• Aim:
Using the material that follows, identify and copy each line with the string "React".

• Dataset extract:
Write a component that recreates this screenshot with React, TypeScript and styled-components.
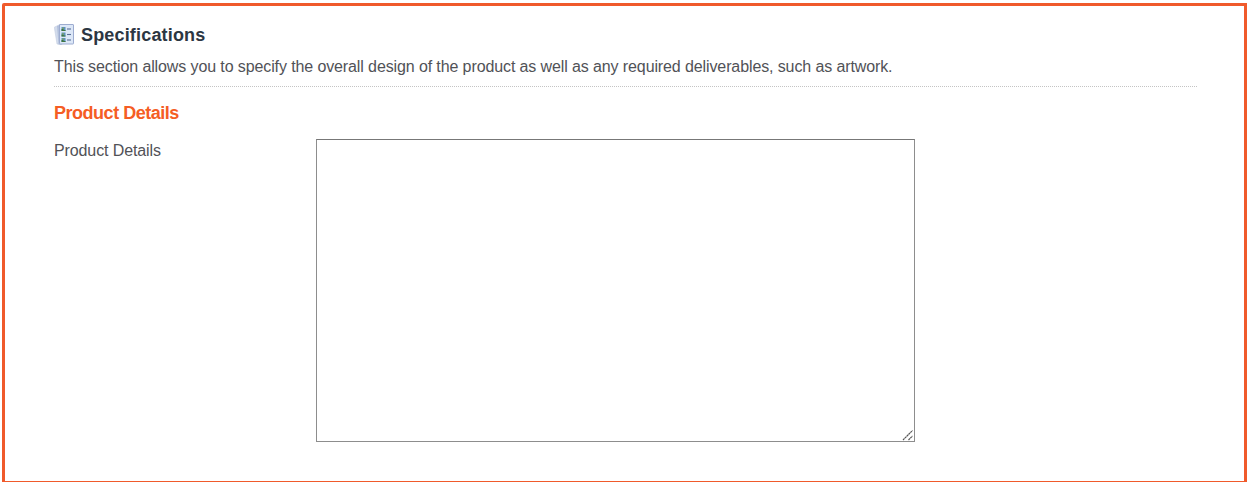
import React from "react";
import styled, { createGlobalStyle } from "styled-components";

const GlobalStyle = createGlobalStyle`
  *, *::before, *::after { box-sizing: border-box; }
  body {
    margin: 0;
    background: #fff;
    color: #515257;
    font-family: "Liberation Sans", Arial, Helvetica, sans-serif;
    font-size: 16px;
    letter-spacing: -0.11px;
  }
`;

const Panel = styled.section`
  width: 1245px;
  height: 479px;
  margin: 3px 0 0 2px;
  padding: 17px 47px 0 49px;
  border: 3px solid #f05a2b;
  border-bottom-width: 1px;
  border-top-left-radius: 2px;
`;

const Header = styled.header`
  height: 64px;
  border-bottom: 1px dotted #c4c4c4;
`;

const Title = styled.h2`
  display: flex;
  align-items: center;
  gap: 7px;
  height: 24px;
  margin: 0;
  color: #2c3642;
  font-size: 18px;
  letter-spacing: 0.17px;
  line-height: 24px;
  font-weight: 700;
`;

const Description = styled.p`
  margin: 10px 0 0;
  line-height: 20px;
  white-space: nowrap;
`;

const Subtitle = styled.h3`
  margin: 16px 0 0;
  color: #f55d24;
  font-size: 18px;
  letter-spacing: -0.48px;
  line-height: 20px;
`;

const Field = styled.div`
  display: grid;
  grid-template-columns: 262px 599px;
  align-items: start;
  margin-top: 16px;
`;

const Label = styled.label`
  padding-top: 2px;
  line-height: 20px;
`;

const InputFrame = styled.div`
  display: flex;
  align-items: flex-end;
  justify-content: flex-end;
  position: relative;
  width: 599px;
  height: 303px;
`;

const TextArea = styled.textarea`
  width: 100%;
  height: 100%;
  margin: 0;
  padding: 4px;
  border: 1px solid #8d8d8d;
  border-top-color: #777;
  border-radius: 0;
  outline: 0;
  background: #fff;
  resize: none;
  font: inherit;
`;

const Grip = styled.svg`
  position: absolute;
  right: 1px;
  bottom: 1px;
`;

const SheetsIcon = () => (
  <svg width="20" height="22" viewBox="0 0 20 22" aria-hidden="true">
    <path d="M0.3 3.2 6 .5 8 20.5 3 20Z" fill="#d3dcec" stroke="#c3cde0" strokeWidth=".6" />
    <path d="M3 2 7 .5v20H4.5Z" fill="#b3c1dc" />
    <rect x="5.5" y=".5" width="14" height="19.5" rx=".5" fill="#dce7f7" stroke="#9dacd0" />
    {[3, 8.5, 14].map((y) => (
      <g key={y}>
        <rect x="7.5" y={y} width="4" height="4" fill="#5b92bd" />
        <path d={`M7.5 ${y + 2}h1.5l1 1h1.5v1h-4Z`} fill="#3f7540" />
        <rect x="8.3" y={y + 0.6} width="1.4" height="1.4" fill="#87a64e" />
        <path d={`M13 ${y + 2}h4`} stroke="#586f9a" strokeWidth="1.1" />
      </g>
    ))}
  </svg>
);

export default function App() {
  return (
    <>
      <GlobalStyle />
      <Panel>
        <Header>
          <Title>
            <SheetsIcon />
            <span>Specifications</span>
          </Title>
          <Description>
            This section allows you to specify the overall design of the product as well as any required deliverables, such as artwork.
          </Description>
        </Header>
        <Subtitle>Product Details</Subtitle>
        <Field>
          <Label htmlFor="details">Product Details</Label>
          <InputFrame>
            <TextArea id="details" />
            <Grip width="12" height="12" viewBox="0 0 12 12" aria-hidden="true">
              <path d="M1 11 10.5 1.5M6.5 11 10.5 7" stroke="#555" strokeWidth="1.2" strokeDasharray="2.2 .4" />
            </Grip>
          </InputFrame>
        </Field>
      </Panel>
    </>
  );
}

• Task response:
Write a component that recreates this screenshot with React, TypeScript and styled-components.
import React from "react";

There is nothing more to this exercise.